§ **Required task**
The entries below need to be written out exactly, with no pictures included.

──────── Material shown ────────

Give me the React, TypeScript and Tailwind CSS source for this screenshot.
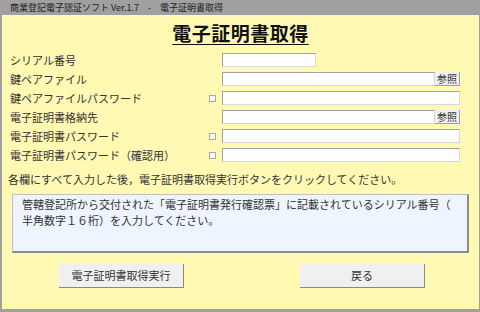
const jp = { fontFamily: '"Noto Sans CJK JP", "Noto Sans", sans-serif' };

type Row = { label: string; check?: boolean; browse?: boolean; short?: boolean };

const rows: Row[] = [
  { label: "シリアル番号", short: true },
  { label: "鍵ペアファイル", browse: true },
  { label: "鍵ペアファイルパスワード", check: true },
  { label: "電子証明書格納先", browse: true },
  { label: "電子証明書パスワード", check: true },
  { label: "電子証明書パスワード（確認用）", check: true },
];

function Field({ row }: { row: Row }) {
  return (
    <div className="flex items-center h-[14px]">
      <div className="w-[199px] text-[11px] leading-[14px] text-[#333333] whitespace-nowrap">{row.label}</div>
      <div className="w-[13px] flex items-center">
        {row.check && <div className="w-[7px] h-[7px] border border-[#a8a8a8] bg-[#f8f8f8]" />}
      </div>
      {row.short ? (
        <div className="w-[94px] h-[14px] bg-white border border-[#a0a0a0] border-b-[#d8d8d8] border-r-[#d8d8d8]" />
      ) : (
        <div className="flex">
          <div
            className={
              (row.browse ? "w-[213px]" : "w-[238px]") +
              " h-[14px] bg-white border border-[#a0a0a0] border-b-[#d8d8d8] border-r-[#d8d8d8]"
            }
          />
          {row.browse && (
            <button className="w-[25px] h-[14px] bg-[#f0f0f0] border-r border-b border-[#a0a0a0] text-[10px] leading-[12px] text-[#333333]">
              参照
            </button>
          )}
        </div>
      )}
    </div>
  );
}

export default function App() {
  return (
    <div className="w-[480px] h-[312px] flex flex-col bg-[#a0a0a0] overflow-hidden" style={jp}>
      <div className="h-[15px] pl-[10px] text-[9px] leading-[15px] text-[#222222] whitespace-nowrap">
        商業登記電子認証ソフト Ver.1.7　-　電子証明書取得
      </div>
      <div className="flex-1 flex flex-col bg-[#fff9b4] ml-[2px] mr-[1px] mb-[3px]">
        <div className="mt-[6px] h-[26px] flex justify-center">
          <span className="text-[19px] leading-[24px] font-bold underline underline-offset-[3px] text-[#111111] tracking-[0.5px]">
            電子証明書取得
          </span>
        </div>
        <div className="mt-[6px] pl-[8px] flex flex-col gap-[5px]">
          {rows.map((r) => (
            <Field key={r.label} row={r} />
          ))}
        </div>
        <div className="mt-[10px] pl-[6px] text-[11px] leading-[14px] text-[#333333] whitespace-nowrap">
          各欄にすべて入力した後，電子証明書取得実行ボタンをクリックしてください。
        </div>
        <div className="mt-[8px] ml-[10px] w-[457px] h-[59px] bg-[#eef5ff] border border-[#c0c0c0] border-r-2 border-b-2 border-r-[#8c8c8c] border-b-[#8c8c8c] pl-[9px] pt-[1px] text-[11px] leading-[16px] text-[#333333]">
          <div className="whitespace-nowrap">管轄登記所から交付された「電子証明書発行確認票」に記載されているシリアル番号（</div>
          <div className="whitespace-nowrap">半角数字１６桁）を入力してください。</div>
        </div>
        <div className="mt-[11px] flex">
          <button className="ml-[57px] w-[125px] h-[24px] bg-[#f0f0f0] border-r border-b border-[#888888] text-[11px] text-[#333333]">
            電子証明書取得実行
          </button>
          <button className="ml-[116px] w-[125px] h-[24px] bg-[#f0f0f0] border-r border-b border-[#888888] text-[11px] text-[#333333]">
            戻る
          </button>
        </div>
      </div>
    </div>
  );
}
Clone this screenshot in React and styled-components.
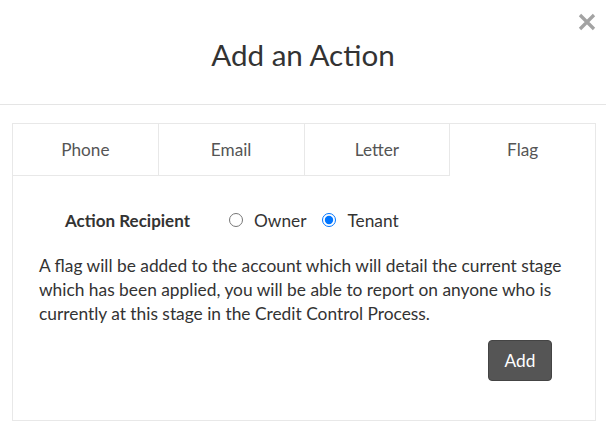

────────

§ **Output**
Give me the React, TypeScript and Tailwind CSS source for this screenshot.
const jp = { fontFamily: '"Noto Sans CJK JP", "Noto Sans", sans-serif' };

type Row = { label: string; check?: boolean; browse?: boolean; short?: boolean };

const rows: Row[] = [
  { label: "シリアル番号", short: true },
  { label: "鍵ペアファイル", browse: true },
  { label: "鍵ペアファイルパスワード", check: true },
  { label: "電子証明書格納先", browse: true },
  { label: "電子証明書パスワード", check: true },
  { label: "電子証明書パスワード（確認用）", check: true },
];

function Field({ row }: { row: Row }) {
  return (
    <div className="flex items-center h-[14px]">
      <div className="w-[199px] text-[11px] leading-[14px] text-[#333333] whitespace-nowrap">{row.label}</div>
      <div className="w-[13px] flex items-center">
        {row.check && <div className="w-[7px] h-[7px] border border-[#a8a8a8] bg-[#f8f8f8]" />}
      </div>
      {row.short ? (
        <div className="w-[94px] h-[14px] bg-white border border-[#a0a0a0] border-b-[#d8d8d8] border-r-[#d8d8d8]" />
      ) : (
        <div className="flex">
          <div
            className={
              (row.browse ? "w-[213px]" : "w-[238px]") +
              " h-[14px] bg-white border border-[#a0a0a0] border-b-[#d8d8d8] border-r-[#d8d8d8]"
            }
          />
          {row.browse && (
            <button className="w-[25px] h-[14px] bg-[#f0f0f0] border-r border-b border-[#a0a0a0] text-[10px] leading-[12px] text-[#333333]">
              参照
            </button>
          )}
        </div>
      )}
    </div>
  );
}

export default function App() {
  return (
    <div className="w-[480px] h-[312px] flex flex-col bg-[#a0a0a0] overflow-hidden" style={jp}>
      <div className="h-[15px] pl-[10px] text-[9px] leading-[15px] text-[#222222] whitespace-nowrap">
        商業登記電子認証ソフト Ver.1.7　-　電子証明書取得
      </div>
      <div className="flex-1 flex flex-col bg-[#fff9b4] ml-[2px] mr-[1px] mb-[3px]">
        <div className="mt-[6px] h-[26px] flex justify-center">
          <span className="text-[19px] leading-[24px] font-bold underline underline-offset-[3px] text-[#111111] tracking-[0.5px]">
            電子証明書取得
          </span>
        </div>
        <div className="mt-[6px] pl-[8px] flex flex-col gap-[5px]">
          {rows.map((r) => (
            <Field key={r.label} row={r} />
          ))}
        </div>
        <div className="mt-[10px] pl-[6px] text-[11px] leading-[14px] text-[#333333] whitespace-nowrap">
          各欄にすべて入力した後，電子証明書取得実行ボタンをクリックしてください。
        </div>
        <div className="mt-[8px] ml-[10px] w-[457px] h-[59px] bg-[#eef5ff] border border-[#c0c0c0] border-r-2 border-b-2 border-r-[#8c8c8c] border-b-[#8c8c8c] pl-[9px] pt-[1px] text-[11px] leading-[16px] text-[#333333]">
          <div className="whitespace-nowrap">管轄登記所から交付された「電子証明書発行確認票」に記載されているシリアル番号（</div>
          <div className="whitespace-nowrap">半角数字１６桁）を入力してください。</div>
        </div>
        <div className="mt-[11px] flex">
          <button className="ml-[57px] w-[125px] h-[24px] bg-[#f0f0f0] border-r border-b border-[#888888] text-[11px] text-[#333333]">
            電子証明書取得実行
          </button>
          <button className="ml-[116px] w-[125px] h-[24px] bg-[#f0f0f0] border-r border-b border-[#888888] text-[11px] text-[#333333]">
            戻る
          </button>
        </div>
      </div>
    </div>
  );
}
Clone this screenshot in React and styled-components.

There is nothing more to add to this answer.